** AIM OF THE EXERCISE **
Reproduce the listing exactly and skip over any pictures.
◆ ◆ ◆ ◆
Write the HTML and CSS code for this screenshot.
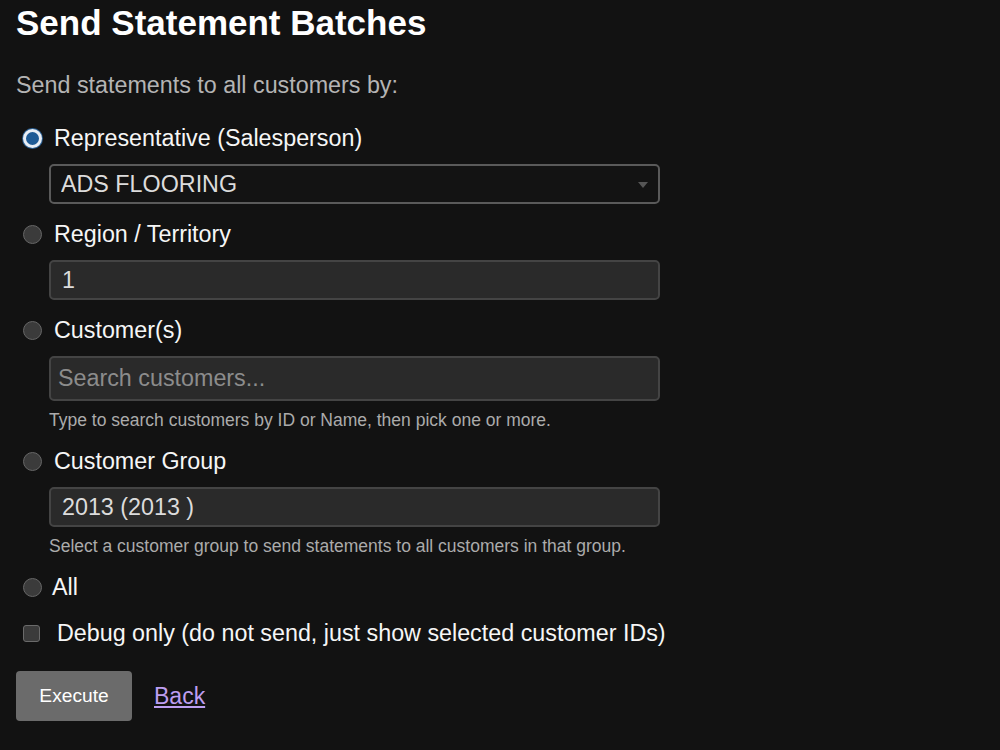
FILE: index.html
```html
<!DOCTYPE html>
<html lang="en">
<head>
  <meta charset="UTF-8">
  <title>Send Statement Batches</title>
  <link rel="stylesheet" href="styles.css">
</head>
<body>
  <div class="page">
    <h1>Send Statement Batches</h1>
    <p class="intro">Send statements to all customers by:</p>

    <form class="batch-form">
      <label class="option">
        <input type="radio" name="mode" value="rep" checked>
        <span>Representative (Salesperson)</span>
      </label>
      <div class="field select-wrap">
        <select class="select">
          <option>ADS FLOORING</option>
        </select>
      </div>

      <label class="option">
        <input type="radio" name="mode" value="region">
        <span>Region / Territory</span>
      </label>
      <div class="field">
        <input type="text" class="text-input" value="1">
      </div>

      <label class="option">
        <input type="radio" name="mode" value="customers">
        <span>Customer(s)</span>
      </label>
      <div class="field">
        <input type="text" class="text-input search" placeholder="Search customers...">
      </div>
      <div class="help">Type to search customers by ID or Name, then pick one or more.</div>

      <label class="option">
        <input type="radio" name="mode" value="group">
        <span>Customer Group</span>
      </label>
      <div class="field">
        <input type="text" class="text-input" value="2013 (2013 )">
      </div>
      <div class="help">Select a customer group to send statements to all customers in that group.</div>

      <label class="option all">
        <input type="radio" name="mode" value="all">
        <span>All</span>
      </label>

      <label class="option debug">
        <input type="checkbox" name="debug">
        <span>Debug only (do not send, just show selected customer IDs)</span>
      </label>

      <div class="actions">
        <button type="submit" class="btn">Execute</button>
        <a href="#" class="back">Back</a>
      </div>
    </form>
  </div>
</body>
</html>
```

FILE: styles.css
```css
body {
  margin: 0;
  background: #121212;
  color: #f2f2f2;
  font-family: "Liberation Sans", Arial, sans-serif;
}
.page {
  padding: 3px 16px 0;
}
h1 {
  margin: 0;
  font-size: 35px;
  line-height: 40px;
  font-weight: bold;
  color: #fff;
}
.intro {
  margin: 28px 0 25px;
  font-size: 23.3px;
  line-height: 28px;
  color: #b4b4b4;
}
.option {
  display: flex;
  align-items: center;
  height: 28px;
  margin-top: 16px;
  font-size: 23.3px;
  color: #f6f6f6;
  cursor: pointer;
}
.option input[type="radio"] {
  appearance: none;
  -webkit-appearance: none;
  box-sizing: border-box;
  width: 19px;
  height: 19px;
  margin: 0 12px 0 7px;
  border: 1px solid #666;
  border-radius: 50%;
  background: #3b3b3b;
}
.option input[type="radio"]:checked {
  border: 3px solid #e8eef5;
  background: #1e5b96;
  box-shadow: 0 0 0 1px #2a5f92;
}
.all input[type="radio"] {
  margin-right: 10px;
}
.option input[type="checkbox"] {
  appearance: none;
  -webkit-appearance: none;
  box-sizing: border-box;
  width: 17px;
  height: 17px;
  margin: 0 17px 0 7px;
  border: 1px solid #6a6a6a;
  border-radius: 3px;
  background: #3b3b3b;
}
.debug {
  margin-top: 18px;
}
.field {
  margin: 12px 0 0 33px;
  width: 611px;
}
.select-wrap {
  position: relative;
}
.select-wrap::after {
  content: "";
  position: absolute;
  right: 12px;
  top: 18px;
  border-left: 5px solid transparent;
  border-right: 5px solid transparent;
  border-top: 6px solid #555;
  pointer-events: none;
}
.select, .text-input {
  box-sizing: border-box;
  width: 100%;
  height: 40px;
  padding: 0 11px;
  border-radius: 5px;
  font-family: inherit;
  font-size: 23.3px;
  color: #dcdcdc;
  outline: none;
}
.select {
  appearance: none;
  -webkit-appearance: none;
  background: #131313;
  border: 2px solid #5a5a5a;
  padding-left: 10px;
}
.text-input {
  background: #2a2a2a;
  border: 2px solid #444;
}
.text-input.search {
  height: 45px;
  padding-left: 7px;
}
.text-input::placeholder {
  color: #8c8c8c;
}
.help {
  margin: 8px 0 0 33px;
  font-size: 17.5px;
  line-height: 22px;
  color: #ababab;
}
.actions {
  display: flex;
  align-items: center;
  gap: 22px;
  margin-top: 24px;
}
.btn {
  width: 116px;
  height: 50px;
  border: none;
  border-radius: 4px;
  background: #6b6b6b;
  color: #fff;
  font-family: inherit;
  font-size: 19.2px;
  cursor: pointer;
}
.btn:hover {
  background: #787878;
}
.back {
  font-size: 23px;
  color: #bd9ef0;
  text-decoration: underline;
}
```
◆ ◆ ◆ ◆
** EXERCISE ANSWER **
Write the HTML and CSS code for this screenshot.
FILE: index.html
```html
<!DOCTYPE html>
<html lang="en">
<head>
  <meta charset="UTF-8">
  <title>Send Statement Batches</title>
  <link rel="stylesheet" href="styles.css">
</head>
<body>
  <div class="page">
    <h1>Send Statement Batches</h1>
    <p class="intro">Send statements to all customers by:</p>

    <form class="batch-form">
      <label class="option">
        <input type="radio" name="mode" value="rep" checked>
        <span>Representative (Salesperson)</span>
      </label>
      <div class="field select-wrap">
        <select class="select">
          <option>ADS FLOORING</option>
        </select>
      </div>

      <label class="option">
        <input type="radio" name="mode" value="region">
        <span>Region / Territory</span>
      </label>
      <div class="field">
        <input type="text" class="text-input" value="1">
      </div>

      <label class="option">
        <input type="radio" name="mode" value="customers">
        <span>Customer(s)</span>
      </label>
      <div class="field">
        <input type="text" class="text-input search" placeholder="Search customers...">
      </div>
      <div class="help">Type to search customers by ID or Name, then pick one or more.</div>

      <label class="option">
        <input type="radio" name="mode" value="group">
        <span>Customer Group</span>
      </label>
      <div class="field">
        <input type="text" class="text-input" value="2013 (2013 )">
      </div>
      <div class="help">Select a customer group to send statements to all customers in that group.</div>

      <label class="option all">
        <input type="radio" name="mode" value="all">
        <span>All</span>
      </label>

      <label class="option debug">
        <input type="checkbox" name="debug">
        <span>Debug only (do not send, just show selected customer IDs)</span>
      </label>

      <div class="actions">
        <button type="submit" class="btn">Execute</button>
        <a href="#" class="back">Back</a>
      </div>
    </form>
  </div>
</body>
</html>
```

FILE: styles.css
```css
body {
  margin: 0;
  background: #121212;
  color: #f2f2f2;
  font-family: "Liberation Sans", Arial, sans-serif;
}
.page {
  padding: 3px 16px 0;
}
h1 {
  margin: 0;
  font-size: 35px;
  line-height: 40px;
  font-weight: bold;
  color: #fff;
}
.intro {
  margin: 28px 0 25px;
  font-size: 23.3px;
  line-height: 28px;
  color: #b4b4b4;
}
.option {
  display: flex;
  align-items: center;
  height: 28px;
  margin-top: 16px;
  font-size: 23.3px;
  color: #f6f6f6;
  cursor: pointer;
}
.option input[type="radio"] {
  appearance: none;
  -webkit-appearance: none;
  box-sizing: border-box;
  width: 19px;
  height: 19px;
  margin: 0 12px 0 7px;
  border: 1px solid #666;
  border-radius: 50%;
  background: #3b3b3b;
}
.option input[type="radio"]:checked {
  border: 3px solid #e8eef5;
  background: #1e5b96;
  box-shadow: 0 0 0 1px #2a5f92;
}
.all input[type="radio"] {
  margin-right: 10px;
}
.option input[type="checkbox"] {
  appearance: none;
  -webkit-appearance: none;
  box-sizing: border-box;
  width: 17px;
  height: 17px;
  margin: 0 17px 0 7px;
  border: 1px solid #6a6a6a;
  border-radius: 3px;
  background: #3b3b3b;
}
.debug {
  margin-top: 18px;
}
.field {
  margin: 12px 0 0 33px;
  width: 611px;
}
.select-wrap {
  position: relative;
}
.select-wrap::after {
  content: "";
  position: absolute;
  right: 12px;
  top: 18px;
  border-left: 5px solid transparent;
  border-right: 5px solid transparent;
  border-top: 6px solid #555;
  pointer-events: none;
}
.select, .text-input {
  box-sizing: border-box;
  width: 100%;
  height: 40px;
  padding: 0 11px;
  border-radius: 5px;
  font-family: inherit;
  font-size: 23.3px;
  color: #dcdcdc;
  outline: none;
}
.select {
  appearance: none;
  -webkit-appearance: none;
  background: #131313;
  border: 2px solid #5a5a5a;
  padding-left: 10px;
}
.text-input {
  background: #2a2a2a;
  border: 2px solid #444;
}
.text-input.search {
  height: 45px;
  padding-left: 7px;
}
.text-input::placeholder {
  color: #8c8c8c;
}
.help {
  margin: 8px 0 0 33px;
  font-size: 17.5px;
  line-height: 22px;
  color: #ababab;
}
.actions {
  display: flex;
  align-items: center;
  gap: 22px;
  margin-top: 24px;
}
.btn {
  width: 116px;
  height: 50px;
  border: none;
  border-radius: 4px;
  background: #6b6b6b;
  color: #fff;
  font-family: inherit;
  font-size: 19.2px;
  cursor: pointer;
}
.btn:hover {
  background: #787878;
}
.back {
  font-size: 23px;
  color: #bd9ef0;
  text-decoration: underline;
}
```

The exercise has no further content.